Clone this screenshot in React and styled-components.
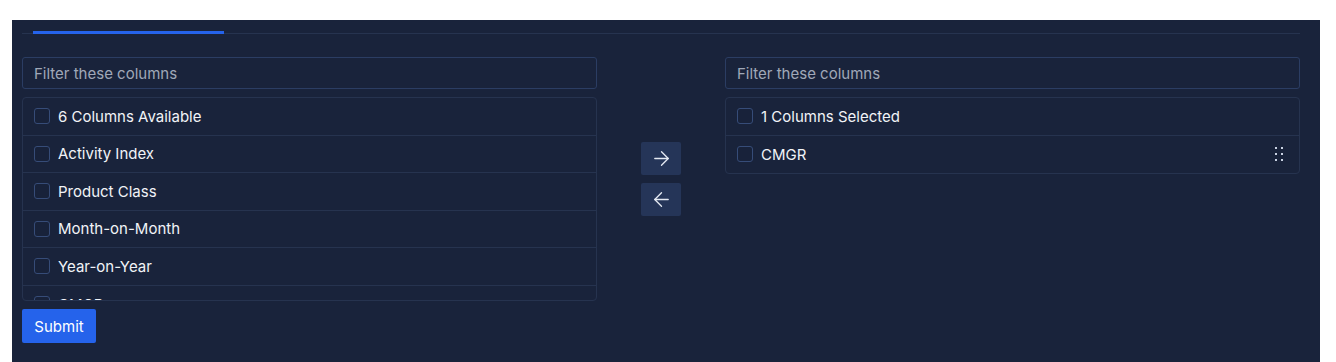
import React from 'react'
import styled, { createGlobalStyle } from 'styled-components'
import { ArrowRight, ArrowLeft } from 'lucide-react'

const available = ['Activity Index', 'Product Class', 'Month-on-Month', 'Year-on-Year', 'CMGR']
const selected = ['CMGR']

const App = () => {
  return (
    <>
      <GlobalStyle />
      <Page>
        <Panel>
          <TabBar>
            <TabIndicator />
          </TabBar>
          <Columns>
            <Side>
              <Filter placeholder='Filter these columns' />
              <List $height={204}>
                <Row>
                  <Check />
                  <Label>{available.length + 1} Columns Available</Label>
                </Row>
                {available.map(name => (
                  <Row key={name}>
                    <Check />
                    <Label>{name}</Label>
                  </Row>
                ))}
              </List>
            </Side>
            <Middle>
              <MoveButton><ArrowRight size={23} strokeWidth={1.4} /></MoveButton>
              <MoveButton><ArrowLeft size={23} strokeWidth={1.4} /></MoveButton>
            </Middle>
            <Side>
              <Filter placeholder='Filter these columns' />
              <List>
                <Row>
                  <Check />
                  <Label>{selected.length} Columns Selected</Label>
                </Row>
                {selected.map(name => (
                  <Row key={name}>
                    <Check />
                    <Label>{name}</Label>
                    <Handle width='10' height='16' viewBox='0 0 10 16'>
                      {[2, 8].map(x =>
                        [2, 8, 14].map(y => (
                          <rect key={x + '-' + y} x={x - 1} y={y - 1} width='2' height='2' fill='#c9d2e3' />
                        ))
                      )}
                    </Handle>
                  </Row>
                ))}
              </List>
            </Side>
          </Columns>
          <Submit>Submit</Submit>
        </Panel>
      </Page>
    </>
  )
}

export default App

const GlobalStyle = createGlobalStyle`
  body {
    margin: 0;
    background: #fff;
    font-family: Inter, "Liberation Sans", sans-serif;
  }
`;

const Page = styled.div`
  padding: 20px 16px 0 12px;
  height: 362px;
  box-sizing: border-box;
  overflow: hidden;
`;

const Panel = styled.div`
  background: #19233b;
  height: 100%;
  padding: 0 20px 0 10px;
  box-sizing: border-box;
`;

const TabBar = styled.div`
  height: 14px;
  border-bottom: 1px solid #26334f;
  box-sizing: border-box;
  position: relative;
`;

const TabIndicator = styled.div`
  position: absolute;
  left: 11px;
  bottom: -1px;
  width: 191px;
  height: 3px;
  background: #2563eb;
`;

const Columns = styled.div`
  display: grid;
  grid-template-columns: 575px 1fr 575px;
  margin-top: 23px;
`;

const Side = styled.div`
  display: flex;
  flex-direction: column;
  gap: 8px;
`;

const Filter = styled.input`
  height: 32px;
  box-sizing: border-box;
  background: #19233b;
  border: 1px solid #2b3d63;
  border-radius: 3px;
  padding: 0 11px;
  font: 15px Inter, "Liberation Sans", sans-serif;
  color: #e5e7eb;
  outline: none;
  &::placeholder {
    color: #a0a8b8;
  }
`;

const List = styled.div`
  border: 1px solid #26334f;
  border-radius: 4px;
  height: ${p => (p.$height ? p.$height + 'px' : 'auto')};
  box-sizing: border-box;
  overflow: hidden;
`;

const Row = styled.div`
  display: flex;
  align-items: center;
  gap: 8px;
  height: 37.5px;
  padding: 0 11px;
  box-sizing: border-box;
  border-bottom: 1px solid #26334f;
  &:last-child {
    border-bottom: none;
  }
`;

const Check = styled.span`
  width: 16px;
  height: 16px;
  box-sizing: border-box;
  border: 1px solid #364c78;
  border-radius: 3px;
  background: #18223a;
  flex: none;
`;

const Label = styled.span`
  font-size: 15px;
  color: #f1f3f7;
  flex: 1;
`;

const Handle = styled.svg`
  margin-right: 4px;
`;

const Middle = styled.div`
  display: flex;
  flex-direction: column;
  align-items: center;
  justify-content: center;
  gap: 8px;
`;

const MoveButton = styled.button`
  width: 40px;
  height: 33px;
  border: none;
  border-radius: 2px;
  background: #253558;
  color: #e4e9f2;
  padding: 0;
  display: flex;
  align-items: center;
  justify-content: center;
`;

const Submit = styled.button`
  margin-top: 8px;
  width: 74px;
  height: 34px;
  border: none;
  border-radius: 2px;
  background: #2563eb;
  color: #fff;
  font: 15px Inter, "Liberation Sans", sans-serif;
  padding: 0;
`;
- - - - - - -
Write out the data precisely as given, excluding the pictures.

Clone this screenshot in React and styled-components.
import React from 'react'
import styled, { createGlobalStyle } from 'styled-components'
import { ArrowRight, ArrowLeft } from 'lucide-react'

const available = ['Activity Index', 'Product Class', 'Month-on-Month', 'Year-on-Year', 'CMGR']
const selected = ['CMGR']

const App = () => {
  return (
    <>
      <GlobalStyle />
      <Page>
        <Panel>
          <TabBar>
            <TabIndicator />
          </TabBar>
          <Columns>
            <Side>
              <Filter placeholder='Filter these columns' />
              <List $height={204}>
                <Row>
                  <Check />
                  <Label>{available.length + 1} Columns Available</Label>
                </Row>
                {available.map(name => (
                  <Row key={name}>
                    <Check />
                    <Label>{name}</Label>
                  </Row>
                ))}
              </List>
            </Side>
            <Middle>
              <MoveButton><ArrowRight size={23} strokeWidth={1.4} /></MoveButton>
              <MoveButton><ArrowLeft size={23} strokeWidth={1.4} /></MoveButton>
            </Middle>
            <Side>
              <Filter placeholder='Filter these columns' />
              <List>
                <Row>
                  <Check />
                  <Label>{selected.length} Columns Selected</Label>
                </Row>
                {selected.map(name => (
                  <Row key={name}>
                    <Check />
                    <Label>{name}</Label>
                    <Handle width='10' height='16' viewBox='0 0 10 16'>
                      {[2, 8].map(x =>
                        [2, 8, 14].map(y => (
                          <rect key={x + '-' + y} x={x - 1} y={y - 1} width='2' height='2' fill='#c9d2e3' />
                        ))
                      )}
                    </Handle>
                  </Row>
                ))}
              </List>
            </Side>
          </Columns>
          <Submit>Submit</Submit>
        </Panel>
      </Page>
    </>
  )
}

export default App

const GlobalStyle = createGlobalStyle`
  body {
    margin: 0;
    background: #fff;
    font-family: Inter, "Liberation Sans", sans-serif;
  }
`;

const Page = styled.div`
  padding: 20px 16px 0 12px;
  height: 362px;
  box-sizing: border-box;
  overflow: hidden;
`;

const Panel = styled.div`
  background: #19233b;
  height: 100%;
  padding: 0 20px 0 10px;
  box-sizing: border-box;
`;

const TabBar = styled.div`
  height: 14px;
  border-bottom: 1px solid #26334f;
  box-sizing: border-box;
  position: relative;
`;

const TabIndicator = styled.div`
  position: absolute;
  left: 11px;
  bottom: -1px;
  width: 191px;
  height: 3px;
  background: #2563eb;
`;

const Columns = styled.div`
  display: grid;
  grid-template-columns: 575px 1fr 575px;
  margin-top: 23px;
`;

const Side = styled.div`
  display: flex;
  flex-direction: column;
  gap: 8px;
`;

const Filter = styled.input`
  height: 32px;
  box-sizing: border-box;
  background: #19233b;
  border: 1px solid #2b3d63;
  border-radius: 3px;
  padding: 0 11px;
  font: 15px Inter, "Liberation Sans", sans-serif;
  color: #e5e7eb;
  outline: none;
  &::placeholder {
    color: #a0a8b8;
  }
`;

const List = styled.div`
  border: 1px solid #26334f;
  border-radius: 4px;
  height: ${p => (p.$height ? p.$height + 'px' : 'auto')};
  box-sizing: border-box;
  overflow: hidden;
`;

const Row = styled.div`
  display: flex;
  align-items: center;
  gap: 8px;
  height: 37.5px;
  padding: 0 11px;
  box-sizing: border-box;
  border-bottom: 1px solid #26334f;
  &:last-child {
    border-bottom: none;
  }
`;

const Check = styled.span`
  width: 16px;
  height: 16px;
  box-sizing: border-box;
  border: 1px solid #364c78;
  border-radius: 3px;
  background: #18223a;
  flex: none;
`;

const Label = styled.span`
  font-size: 15px;
  color: #f1f3f7;
  flex: 1;
`;

const Handle = styled.svg`
  margin-right: 4px;
`;

const Middle = styled.div`
  display: flex;
  flex-direction: column;
  align-items: center;
  justify-content: center;
  gap: 8px;
`;

const MoveButton = styled.button`
  width: 40px;
  height: 33px;
  border: none;
  border-radius: 2px;
  background: #253558;
  color: #e4e9f2;
  padding: 0;
  display: flex;
  align-items: center;
  justify-content: center;
`;

const Submit = styled.button`
  margin-top: 8px;
  width: 74px;
  height: 34px;
  border: none;
  border-radius: 2px;
  background: #2563eb;
  color: #fff;
  font: 15px Inter, "Liberation Sans", sans-serif;
  padding: 0;
`;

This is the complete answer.